Problem & Motivation
现有 VLN 方法主要在 discrete nav-graph 或简单 continuous 环境中工作,缺乏对真实 legged robot 的部署能力。直接用 VLA 预测 low-level joint action 面临 sim-to-real gap 和高维 action space 的挑战。NaVILA 提出用语言作为 mid-level action representation,解耦高层语义理解和低层运动控制。
Method
- VLM Backbone: VILA(Visual Instruction Language Architecture),基于 stage-2 预训练模型微调
- Two-level hierarchy:
- High-level VLA: 接收 egocentric 视觉 + 语言指令,输出 mid-level 语言动作(如 “turn left 30 degrees”, “move forward 75cm”)

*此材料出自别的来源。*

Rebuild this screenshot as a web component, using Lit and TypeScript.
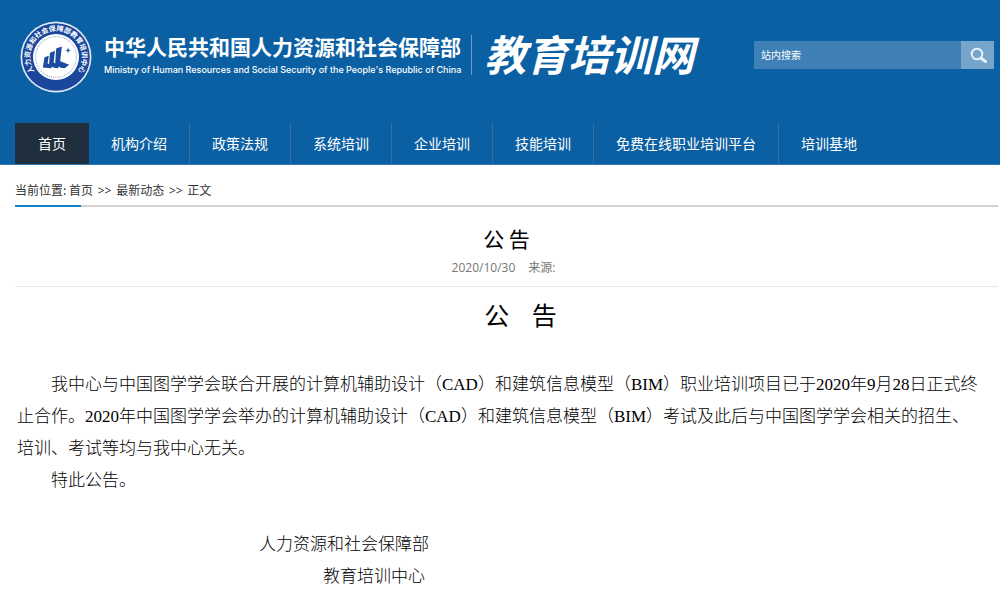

- Low-level RL policy: 将语言动作转换为 joint-level control
- Training data: 四类数据混合训练
- Real-world YouTube egocentric touring videos(2000 videos → 20000 trajectories)
- Simulated navigation(R2R-CE, RxR-CE in Habitat)
- Auxiliary tasks(EnvDrop augmented instructions, ScanQA 3D QA)
- General VQA datasets(保持通用能力)
- Action space: Mid-level 语言化动作(discrete 语义 + continuous 空间信息)
Key Results
- R2R-CE: 54.0% SR(比 prior SOTA 提升 17%)
- RxR-CE: 44.0% SR
- ScanQA: 102.7 CIDEr(超越需要 depth/pose 的 3D 模型)
- Real-world: 88% 成功率(Unitree Go2 四足机器人,25 条指令)
- 引入 VLN-CE-Isaac benchmark(Isaac Sim 高保真环境)
Strengths & Weaknesses
Strengths:
- 语言作为 mid-level action 的设计非常优雅,自然解耦了感知理解与运动控制
- 大规模利用 YouTube 视频数据,解决了 robot navigation data 稀缺问题
- 真正实现了 sim-to-real transfer on legged robots
- 架构 robot-agnostic,low-level policy 可替换
Weaknesses:
- Mid-level 语言动作的粒度选择可能需要 task-specific 调优
- 依赖预训练 RL locomotion policy 的质量
- 对 VLN-VLA 统一的启示:语言化 mid-level action 是否可以扩展到 manipulation?
Mind Map
mindmap root((NaVILA)) Problem VLN on legged robots Sim-to-real gap High-dim action space Method VILA VLM backbone Two-level hierarchy Mid-level language actions RL locomotion policy Multi-source training data YouTube videos Simulated navigation Auxiliary tasks Results R2R-CE 54% SR Real-world 88% SR VLN-CE-Isaac benchmark
Notes
- NaVILA 是 VLN-VLA 统一最直接的证据之一:它本质上就是一个 navigation-focused VLA
- 与 π0.5 的关键区别:π0.5 用 language subgoal 驱动 low-level flow matching action expert,NaVILA 用 language action 驱动 RL locomotion policy
- 都使用 hierarchical 架构,但 action representation 不同(continuous flow vs. discrete RL policy)
- YouTube 视频数据的利用方式值得关注——能否同样用于 manipulation?